Howdy, y’all. I’m Trent. This is my blog: a cartography of talking about shit I really really like (or don’t and why).
I’m not sure how you’ve arrived here exactly. Or at what point in time you’re reading this, since the initial posting. Or even what or how much of the site you’ve read before discovering it.
I suppose it doesn’t matter. I suppose that’s half the fun of an archive (how it folds or unfolds a history of things, depending on how you approach it)…
Why make a blog? Now there’s a question. “Oh geez a blog… why the dumb hassle?” What’s the point anymore in this day and age, when everything needing to be said can be seemingly sequestered onto user platforms: a neatly packaged Letterbox, a Medium-sized newsletter, a pithy tweet? Why not monetize your hobby properly? Why make a land claim in the island chain of the Internet, if the attention span and dopamine receptors aren’t there long enough among the population to spot or stick with it? If it’ll all just inevitably filter and fall under the heavenly mandate of Meta anyways… why do any of this? Why bother at all, really?

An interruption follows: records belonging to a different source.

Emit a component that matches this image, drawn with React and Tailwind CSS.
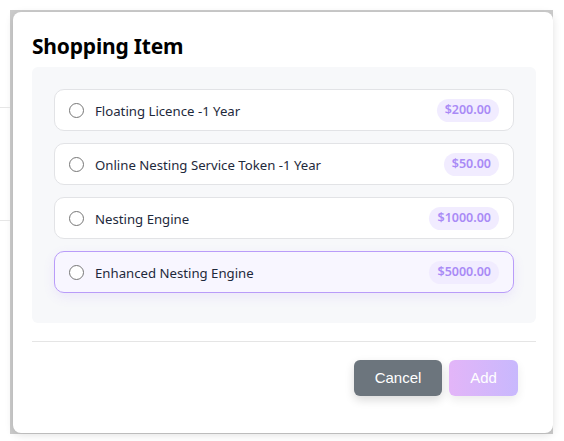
import React from "react";

const items = [
  { name: "Floating Licence -1 Year", price: "$200.00" },
  { name: "Online Nesting Service Token -1 Year", price: "$50.00" },
  { name: "Nesting Engine", price: "$1000.00" },
  { name: "Enhanced Nesting Engine", price: "$5000.00", active: true },
];

export default function App() {
  return (
    <div className="w-[564px] h-[441px] bg-white relative overflow-hidden" style={{ fontFamily: "'Noto Sans', 'Open Sans', sans-serif" }}>
      <div className="absolute left-0 top-[107px] w-[10px] h-px bg-[#e6e6e6]" />
      <div className="absolute left-0 top-[220px] w-[10px] h-px bg-[#e6e6e6]" />
      <div className="ml-[10px] mt-[10px] w-[543px] h-[424px] bg-[#cccccc] pl-[3px] pt-[2px] pb-[1px] flex">
        <div className="flex-1 bg-white rounded-lg shadow-[0_2px_8px_rgba(0,0,0,0.12)] pl-[19px] pr-[17px] pt-[20px]">
          <h2 className="text-[21px] leading-[28px] font-bold text-black tracking-[-0.2px]">Shopping Item</h2>
          <div className="mt-[7px] bg-[#f7f8fa] rounded-md px-[22px] pt-[22px] pb-[30px] flex flex-col gap-[12px]">
            {items.map((it) => (
              <div
                key={it.name}
                className={
                  it.active
                    ? "h-[42px] rounded-[10px] border border-[#b99cf9] bg-[#f8f6ff] shadow-[0_4px_12px_rgba(139,92,246,0.10)] flex items-center pl-[14px] pr-[14px]"
                    : "h-[42px] rounded-[10px] border border-[#e2e3e6] bg-white flex items-center pl-[14px] pr-[14px]"
                }
              >
                <span className="w-[15px] h-[15px] rounded-full border border-[#767676] bg-white shrink-0" />
                <span className="ml-[11px] text-[13.2px] leading-[20px] pt-px font-normal text-[#1e293b]">{it.name}</span>
                <span className="ml-auto h-[23px] px-[8px] rounded-full bg-[#f1ecff] text-[#a98af6] text-[12.5px] font-semibold flex items-center">
                  {it.price}
                </span>
              </div>
            ))}
          </div>
          <div className="mt-[18px] h-px bg-[#e5e5e5]" />
          <div className="mt-[18px] flex justify-end gap-[7px] pr-[18px]" style={{ fontFamily: "'Liberation Sans', Arial, sans-serif" }}>
            <button className="w-[88px] h-[36px] rounded-md bg-[#6c757d] text-white text-[15px] shadow-[0_4px_10px_rgba(0,0,0,0.15)]">Cancel</button>
            <button className="w-[69px] h-[36px] rounded-md bg-gradient-to-r from-[#e3b5f8] to-[#c8b8fd] text-white text-[15px] shadow-[0_4px_10px_rgba(0,0,0,0.08)]">Add</button>
          </div>
        </div>
      </div>
    </div>
  );
}
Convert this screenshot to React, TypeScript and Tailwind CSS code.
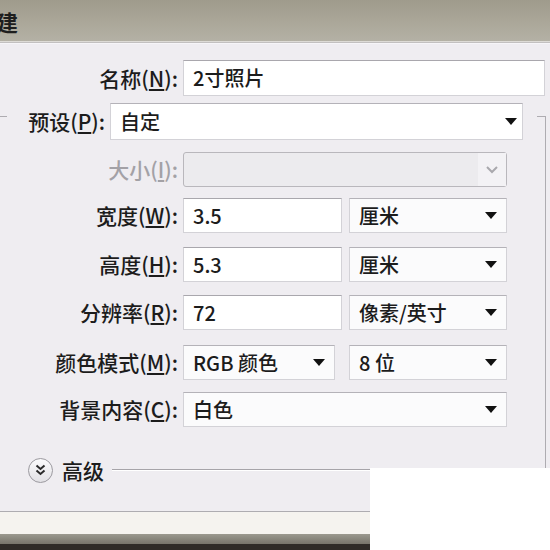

I dunno! I guess the simple fact of the matter is the idea of this has been in the back of my head so long, I can’t imagine not doing it—it seemed like a foregone conclusion as soon as I discovered what a blog was or how it could instantiate a real way to do… something. I can only speak from experience. I grew up exploring and learning how to use the internet in that brief yet special 2000s/early 2010s era of being online, a window of time I’ll try avoiding actively romanticizing but which nonetheless will be emphasized here as an odd period with its own particular sensation or logic of onlineness (a uniqueness worth mentioning, if only by dint of the fact there’s probably an entire generation born after mine nowadays who might read that and recognize nothing of the sensation or even what the fuck I’m going on about). Social media was gaining ascendence, yet still hadn’t been fully embedded into society and thus remained curiously distinct from the everyday: corporatization hadn’t smoothed everything out into a homogenized network of lock-in nodes and platform capitalism, so the Net still resembled a place where chancy discoveries or community connections formed a bit less algorithmic, more open-endedly. Forums still had advocates, every porn site trawled still risked destroying the family computer. The frontier was coming to an end, sure, but you’d have never known it for all the possibilities. Or poor HTML code design.
Anyone could write or collect or showoff about any number of things. And they did. And it was great. Like a sightseeing expedition between icebergs: you could climb or dive and explore one mass, then hop to another! It was all rather mundane but it felt like an adventure.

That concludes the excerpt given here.